When it was launched in the wake of the 2008 global financial meltdown, the world’s major central banks conspired to lower their benchmark interest rates to near zero to keep the financial system from collapsing. As a result, yields on fixed income remained near rock bottom to the start of 2022. 

Before this year’s 18 per cent pullback in the S&P 500, the TFSA became a very effective tool for investors and speculators to tap into the cheap-money-fueled bull market that rocketed the stock market benchmark to seven times its value.  


Times have changed. As equities languish, annual yields on fixed-income products like money market funds, guaranteed investment certificates (GICs) and government bonds have spiked to over five per cent in some cases.

That allows TFSA holders to compound their savings over time without having to take on equity market risk or pay income tax on those gains. Compounding occurs when the yield itself generates its own yield in addition to the original investment, and so on.

To get an idea of how compounding works, if you start with $50,000 and add $10,000 each year at five per cent, you will end up with $197,224 after 10 years. It adds up to nearly $50,000 in interest alone.

Hopefully, that five per cent return will come on top of inflation, assuming the central bank motive to combat higher costs by raising interest rates works. If it doesn’t, further rate increases should result in higher yields.


Gains on all TFSA contributions, other than U.S. dividends, are never taxed, but interest income has the best advantage because it would be fully taxed outside a TFSA.

In contrast, only half of the gains from equity investments outside a TFSA are taxed when they are sold. Holding equities outside a TFSA also permits investors to offset losses on equities sold against gains going back three years or into the future indefinitely.

Even dividend income from eligible stocks held outside a TFSA can generate a tax credit.


The total TFSA contribution limit for anyone over 18 years old will be expanded by $6,500 starting Jan. 1, 2023. That means an additional $6,500 in contribution space for the vast majority of Canadians who have not contributed the maximum allowable amount in previous years. Allowable amounts are carried forward.

Total contribution space varies for individuals based on contributions and withdrawals made over the years. To get an idea of how significant the TFSA has become, the total allowable amount for those 18 years or older when it was introduced in 2009 will be $88,000 in the new year.

Originally billed as a short-term savings vehicle for things like vacations or home renovations, the TFSA has grown into a potential retirement tax-planning tool that can compliment a registered retirement savings plan (RRSP). 

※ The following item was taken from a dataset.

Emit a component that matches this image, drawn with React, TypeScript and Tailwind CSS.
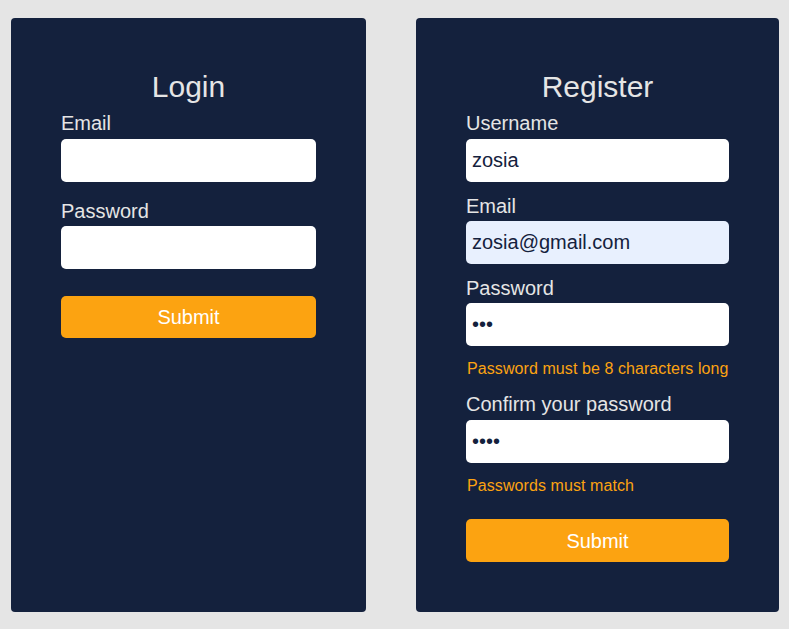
import React from "react";

const font = { fontFamily: '"Liberation Sans", Arial, sans-serif' };

function Label({ children, className = "" }: { children: React.ReactNode; className?: string }) {
  return (
    <label className={`block text-[20px] leading-[24px] mb-[3.5px] text-[#e5e5e5] ${className}`}>{children}</label>
  );
}

function Field({
  value = "",
  type = "text",
  autofill = false,
}: {
  value?: string;
  type?: string;
  autofill?: boolean;
}) {
  return (
    <input
      type={type}
      value={value}
      readOnly
      className={`block w-full h-[43px] rounded-[5px] border-0 outline-none px-[6px] text-[20px] text-[#14213d] ${
        autofill ? "bg-[#e8f0fe]" : "bg-white"
      }`}
      style={font}
    />
  );
}

function Error({ children, className = "" }: { children: React.ReactNode; className?: string }) {
  return (
    <div className={`pl-[1px] text-[16px] leading-[18px] tracking-[0.08px] text-[#fca311] whitespace-nowrap ${className}`}>
      {children}
    </div>
  );
}

function SubmitButton({ className = "", h = "h-[43px]" }: { className?: string; h?: string }) {
  return (
    <button
      className={`block w-full ${h} rounded-[5px] bg-[#fca311] text-white text-[20px] ${className}`}
      style={font}
    >
      Submit
    </button>
  );
}

export default function App() {
  return (
    <div className="min-h-[629px] w-full bg-[#e5e5e5]" style={font}>
      <div className="flex gap-[50px] pt-[18px] pl-[11px]">
        <div className="bg-[#14213d] rounded-[4px] px-[50px] pt-[52px]">
          <div className="w-[255px]">
            <h1 className="text-center text-[30px] leading-[34px] text-[#e5e5e5] mb-[7px]">Login</h1>
            <Label>Email</Label>
            <Field />
            <Label className="mt-[17px]">Password</Label>
            <Field type="password" />
            <SubmitButton className="mt-[27px]" h="h-[42px]" />
          </div>
        </div>
        <div className="bg-[#14213d] rounded-[4px] px-[50px] pt-[52px] pb-[50px]">
          <div className="w-[263px]">
            <h1 className="text-center text-[30px] leading-[34px] text-[#e5e5e5] mb-[7px]">Register</h1>
            <Label>Username</Label>
            <Field value="zosia" />
            <Label className="mt-[12px]">Email</Label>
            <Field value="zosia@gmail.com" autofill />
            <Label className="mt-[11.5px]">Password</Label>
            <Field type="password" value="abc" />
            <Error className="mt-[13.5px]">Password must be 8 characters long</Error>
            <Label className="mt-[14.5px]">Confirm your password</Label>
            <Field type="password" value="abcd" />
            <Error className="mt-[14.5px]">Passwords must match</Error>
            <SubmitButton className="mt-[24px]" />
          </div>
        </div>
      </div>
    </div>
  );
}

Their differences are their strengths. RRSP contributions can be deducted from taxable income (unlike TFSAs), but those contributions and the returns they generate over time are fully taxed at the individual’s marginal rate when they are withdrawn.

With proper planning, RRSP withdrawals can be capped at a low marginal tax rate in retirement and topped up with tax-free money from a TFSA - lowering the overall tax bill significantly.

Both RRSPs and TFSAs can hold just about any type of investment including stocks traded on major exchanges, bonds, mutual funds or exchange-traded funds (ETFs).

The big difference is any amount can be withdrawn from a TFSA at any time without taxes or penalties.

Anyone looking for an effective resolution for the new year can contribute to their RRSP before the March 1 deadline and put the tax refund in their TFSA.